The original shape of the radiation pattern (RP) of antenna array (AR) is not preserved in the case of spatial suppression of interferences using optimization methods which are based on the maximization of a certain energy functional. The article proposes an approach that ensures the preservation of the general form of the initial radiation pattern when suppressing of interference. This is achieved if the inverse matrix of the Hermitian form containing information about the power of noise and interference is multiplied by the same matrix of the Hermitian form in the absence of interferences when calculating the currents in the elements of the antenna array.

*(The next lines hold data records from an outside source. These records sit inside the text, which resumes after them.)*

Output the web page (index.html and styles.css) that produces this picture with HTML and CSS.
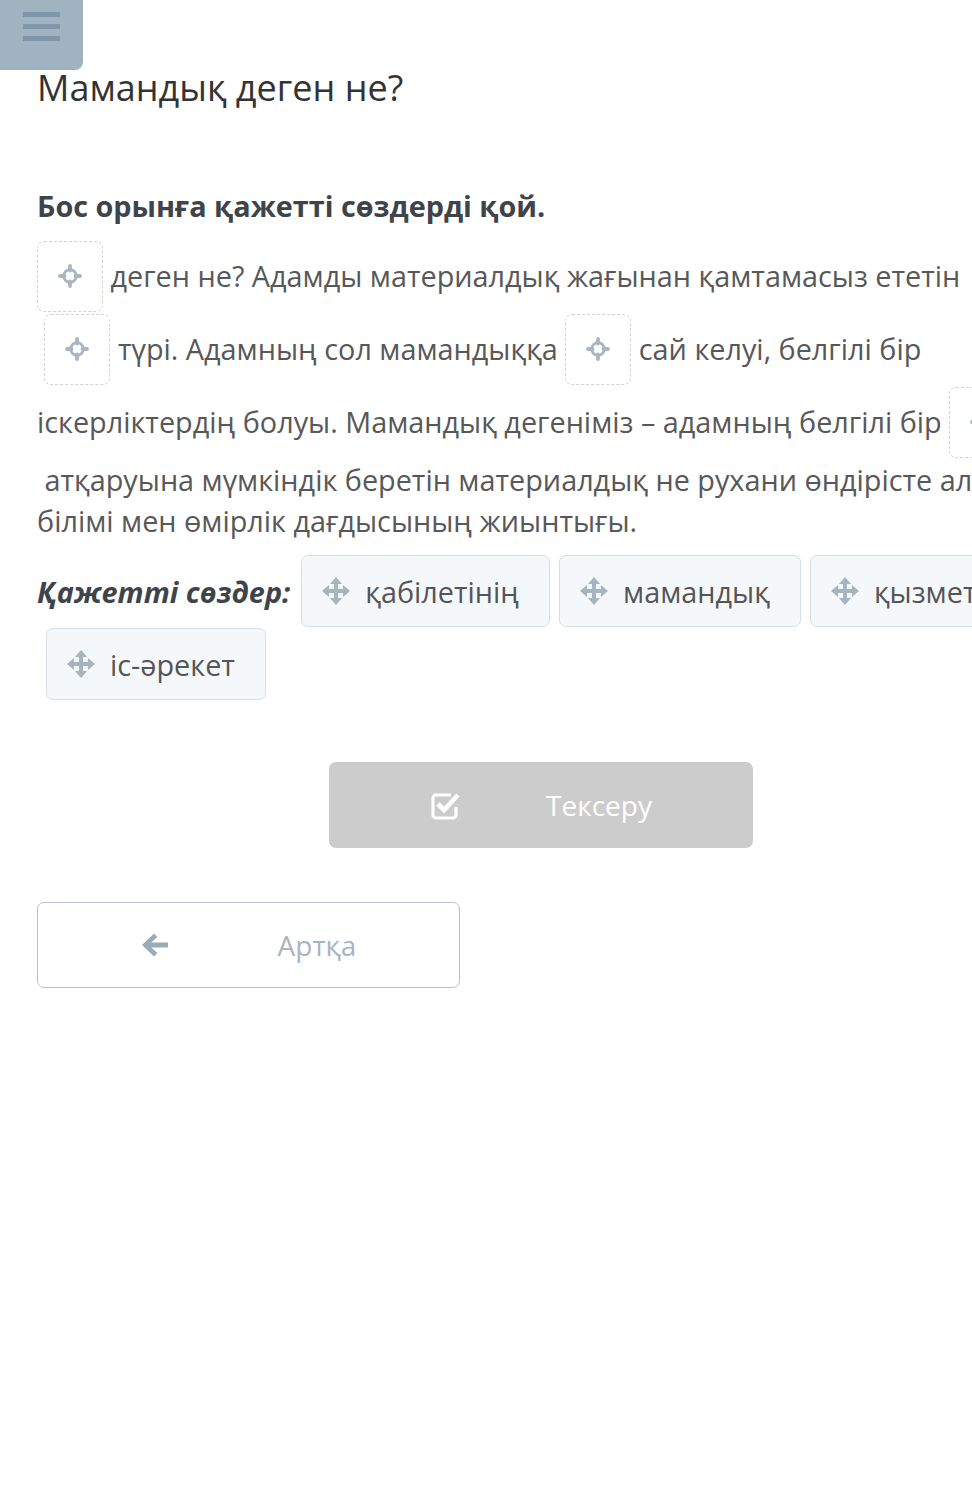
FILE: index.html
```html
<!DOCTYPE html>
<html lang="kk">
<head>
<meta charset="utf-8">
<title>Мамандық деген не?</title>
<link rel="stylesheet" href="styles.css">
</head>
<body>
<button class="menu-btn" aria-label="Мәзір">
  <span class="menu-line"></span><span class="menu-line"></span><span class="menu-line"></span>
</button>
<main class="page">
  <h1 class="title">Мамандық деген не?</h1>
  <h2 class="task">Бос орынға қажетті сөздерді қой.</h2>
  <p class="gap-text"><span class="drop"><svg class="drop-icon" viewBox="0 0 24 24"><circle cx="12" cy="12" r="6.3" fill="none" stroke="currentColor" stroke-width="2.8"/><path d="M12 2v4.5M12 17.5V22M2 12h4.5M17.5 12H22" stroke="currentColor" stroke-width="3.8" stroke-linecap="round"/></svg></span> деген не? Адамды материалдық жағынан қамтамасыз ететін<br>&nbsp;<span class="drop"><svg class="drop-icon" viewBox="0 0 24 24"><circle cx="12" cy="12" r="6.3" fill="none" stroke="currentColor" stroke-width="2.8"/><path d="M12 2v4.5M12 17.5V22M2 12h4.5M17.5 12H22" stroke="currentColor" stroke-width="3.8" stroke-linecap="round"/></svg></span> түрі. Адамның сол мамандыққа <span class="drop"><svg class="drop-icon" viewBox="0 0 24 24"><circle cx="12" cy="12" r="6.3" fill="none" stroke="currentColor" stroke-width="2.8"/><path d="M12 2v4.5M12 17.5V22M2 12h4.5M17.5 12H22" stroke="currentColor" stroke-width="3.8" stroke-linecap="round"/></svg></span> сай келуі, белгілі бір<br>іскерліктердің болуы. Мамандық дегеніміз – адамның белгілі бір <span class="drop"><svg class="drop-icon" viewBox="0 0 24 24"><circle cx="12" cy="12" r="6.3" fill="none" stroke="currentColor" stroke-width="2.8"/><path d="M12 2v4.5M12 17.5V22M2 12h4.5M17.5 12H22" stroke="currentColor" stroke-width="3.8" stroke-linecap="round"/></svg></span><br>&nbsp;атқаруына мүмкіндік беретін материалдық не рухани өндірісте алған<br>білімі мен өмірлік дағдысының жиынтығы.</p>

  <div class="bank">
    <span class="bank-label">Қажетті сөздер:</span>
    <span class="chip"><svg class="move-icon" viewBox="0 0 28 28"><path d="M14 0l6 7h-4v5h5V8l7 6-7 6v-4h-5v5h4l-6 7-6-7h4v-5H7v4l-7-6 7-6v4h5V7H8z" fill="currentColor"/></svg>қабілетінің</span>
    <span class="chip"><svg class="move-icon" viewBox="0 0 28 28"><path d="M14 0l6 7h-4v5h5V8l7 6-7 6v-4h-5v5h4l-6 7-6-7h4v-5H7v4l-7-6 7-6v4h5V7H8z" fill="currentColor"/></svg>мамандық</span>
    <span class="chip"><svg class="move-icon" viewBox="0 0 28 28"><path d="M14 0l6 7h-4v5h5V8l7 6-7 6v-4h-5v5h4l-6 7-6-7h4v-5H7v4l-7-6 7-6v4h5V7H8z" fill="currentColor"/></svg>қызмет</span>
    <span class="chip"><svg class="move-icon" viewBox="0 0 28 28"><path d="M14 0l6 7h-4v5h5V8l7 6-7 6v-4h-5v5h4l-6 7-6-7h4v-5H7v4l-7-6 7-6v4h5V7H8z" fill="currentColor"/></svg>іс-әрекет</span>
  </div>

  <div class="check-row">
    <button class="btn-check" disabled>
      <svg class="check-icon" viewBox="0 0 30 30"><path d="M21 5H6a3 3 0 0 0-3 3v17a3 3 0 0 0 3 3h17a3 3 0 0 0 3-3v-8" fill="none" stroke="currentColor" stroke-width="3.2"/><path d="M8 14l6 6L28 5" fill="none" stroke="currentColor" stroke-width="4.6" stroke-linejoin="miter"/></svg>
      <span>Тексеру</span>
    </button>
  </div>

  <button class="btn-back">
    <svg class="back-icon" viewBox="0 0 28 28"><path d="M1 14L13 2.5l3.4 3.4-6.2 5.7H27v4.8H10.2l6.2 5.7-3.4 3.4z" fill="currentColor"/></svg>
    <span>Артқа</span>
  </button>
</main>
</body>
</html>
```

FILE: styles.css
```css
html, body {
  margin: 0;
  padding: 0;
  background: #ffffff;
  overflow: hidden;
}

body {
  font-family: "Open Sans", "Noto Sans", sans-serif;
  color: #555555;
  width: 972px;
  min-height: 1512px;
  position: relative;
}

.menu-btn {
  position: absolute;
  left: 0;
  top: 0;
  width: 83px;
  height: 70px;
  border: 0;
  padding: 12px 0 0 23px;
  margin: 0;
  background: #9fb3c1;
  border-radius: 0 0 8px 0;
  display: flex;
  flex-direction: column;
  align-items: flex-start;
  gap: 7px;
  box-sizing: border-box;
}

.menu-line {
  display: block;
  width: 37px;
  height: 5px;
  background: #7f97a8;
}

.page {
  width: 1008px;
  padding: 0 0 0 37px;
}

.title {
  margin: 66px 0 0;
  font-size: 36px;
  line-height: 43px;
  font-weight: 400;
  color: #333333;
}

.task {
  margin: 76px 0 0;
  font-size: 28.8px;
  line-height: 41px;
  font-weight: 700;
  color: #3e4449;
}

.gap-text {
  margin: 14px 0 0;
  font-size: 28.8px;
  line-height: 41px;
  white-space: nowrap;
  color: #585858;
}

.drop {
  display: inline-block;
  width: 66px;
  height: 71px;
  margin: 1px 0;
  box-sizing: border-box;
  border: 1.5px dashed #cfd3d7;
  border-radius: 7px;
  vertical-align: -26px;
  color: #a9b6c1;
}

.drop-icon {
  display: block;
  width: 24px;
  height: 24px;
  margin: 22px auto 0;
}

.bank {
  display: flex;
  flex-wrap: wrap;
  align-items: center;
  row-gap: 1px;
  margin-top: 14px;
}

.bank-label {
  font-size: 28.8px;
  font-weight: 700;
  font-style: italic;
  color: #3e4449;
  margin-right: 2px;
}

.chip {
  display: inline-flex;
  align-items: center;
  height: 72px;
  box-sizing: border-box;
  margin-left: 9px;
  padding: 0 30px 0 20px;
  gap: 15px;
  background: #f5f8fb;
  border: 1px solid #d6dee6;
  border-radius: 7px;
  font-size: 28.8px;
  color: #555555;
}

.move-icon {
  width: 28px;
  height: 28px;
  color: #a7b4c0;
  flex: none;
}

.check-row {
  display: flex;
  justify-content: center;
  margin-top: 62px;
}

.btn-check {
  width: 424px;
  height: 86px;
  border: 0;
  border-radius: 7px;
  background: #cccccc;
  color: #ffffff;
  display: flex;
  align-items: center;
  justify-content: center;
  gap: 86px;
  font-family: inherit;
  font-size: 28px;
  padding: 0;
}

.check-icon {
  width: 30px;
  height: 30px;
}

.btn-back {
  margin-top: 54px;
  width: 423px;
  height: 86px;
  background: #ffffff;
  border: 1.5px solid #b9c2ca;
  border-radius: 7px;
  display: flex;
  align-items: center;
  justify-content: center;
  gap: 109px;
  font-family: inherit;
  font-size: 28px;
  color: #a9b4bf;
  padding: 0;
}

.back-icon {
  width: 28px;
  height: 28px;
  color: #9aabb8;
}
```
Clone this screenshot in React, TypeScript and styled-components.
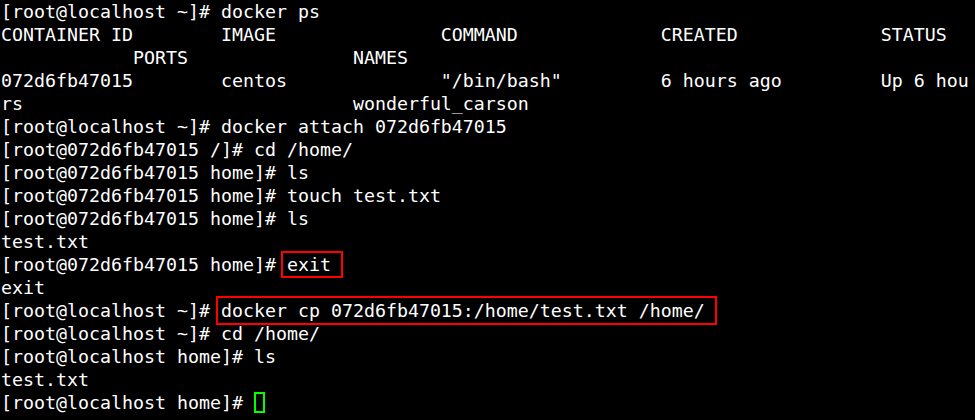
import React from "react";
import styled, { createGlobalStyle } from "styled-components";

const Global = createGlobalStyle`
  html, body { margin: 0; padding: 0; background: #000; }
  body { width: 975px; height: 420px; overflow: hidden; }
`;

const Terminal = styled.div`
  width: 975px;
  height: 420px;
  box-sizing: border-box;
  padding: 0 0 0 1px;
  background: #000;
  color: #ffffff;
  font-family: "DejaVu Sans Mono", "Liberation Mono", monospace;
  font-size: 18.27px;
  line-height: 23px;
  overflow: hidden;
`;

const Line = styled.div`
  height: 23px;
  white-space: pre;
`;

const Mark = styled.span<{ $l: number; $r: number; $t: number; $b: number }>`
  position: relative;
  &::after {
    content: "";
    position: absolute;
    left: ${(p) => p.$l}px;
    right: ${(p) => p.$r}px;
    top: ${(p) => p.$t}px;
    bottom: ${(p) => p.$b}px;
    border: 2px solid #f00;
    pointer-events: none;
  }
`;

const Cursor = styled.span`
  display: inline-block;
  width: 11px;
  height: 21px;
  box-sizing: border-box;
  border: 2px solid #00ff00;
  vertical-align: top;
  margin-top: 1px;
`;

const lines: string[] = [
  "[root@localhost ~]# docker ps",
  "CONTAINER ID        IMAGE               COMMAND             CREATED             STATUS",
  "            PORTS               NAMES",
  '072d6fb47015        centos              "/bin/bash"         6 hours ago         Up 6 hou',
  "rs                              wonderful_carson",
  "[root@localhost ~]# docker attach 072d6fb47015",
  "[root@072d6fb47015 /]# cd /home/",
  "[root@072d6fb47015 home]# ls",
  "[root@072d6fb47015 home]# touch test.txt",
  "[root@072d6fb47015 home]# ls",
  "test.txt",
];

export default function App() {
  return (
    <>
      <Global />
      <Terminal>
        {lines.map((l, i) => (
          <Line key={i}>{l}</Line>
        ))}
        <Line>
          {"[root@072d6fb47015 home]# "}
          <Mark $l={-6} $r={-12} $t={-3} $b={-3}>exit</Mark>
        </Line>
        <Line>exit</Line>
        <Line>
          {"[root@localhost ~]# "}
          <Mark $l={-5} $r={-12} $t={-4} $b={-4}>docker cp 072d6fb47015:/home/test.txt /home/</Mark>
        </Line>
        <Line>[root@localhost ~]# cd /home/</Line>
        <Line>[root@localhost home]# ls</Line>
        <Line>test.txt</Line>
        <Line>
          {"[root@localhost home]# "}
          <Cursor />
        </Line>
      </Terminal>
    </>
  );
}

It is shown that another way of preserving the general form of radiation pattern during optimization is possible. In this approach a column vector of control signals is introduced, which is formed by the element wise multiplication of the vectors that determine the direction of signal reception and the shape of the radiation pattern. To find the currents in the antenna array elements the inverse matrix of the Hermitian form containing information about the power of noise and interference is multiplied by the vector of control signals.

The opportunities of the methods mentioned are demonstrated for three types of radiation patterns formed by active phased antenna arrays: cosecant RP, sector-shaped RP and Chebyshev RP. Numerical modeling has shown that the first approach in all cases gives the best results in terms of preserving the shape of the radiation pattern. It is shown that the form of radiation pattern is mainly preserved, when interference occurs within the main beam of a cosecant or sector-shaped radiation pattern.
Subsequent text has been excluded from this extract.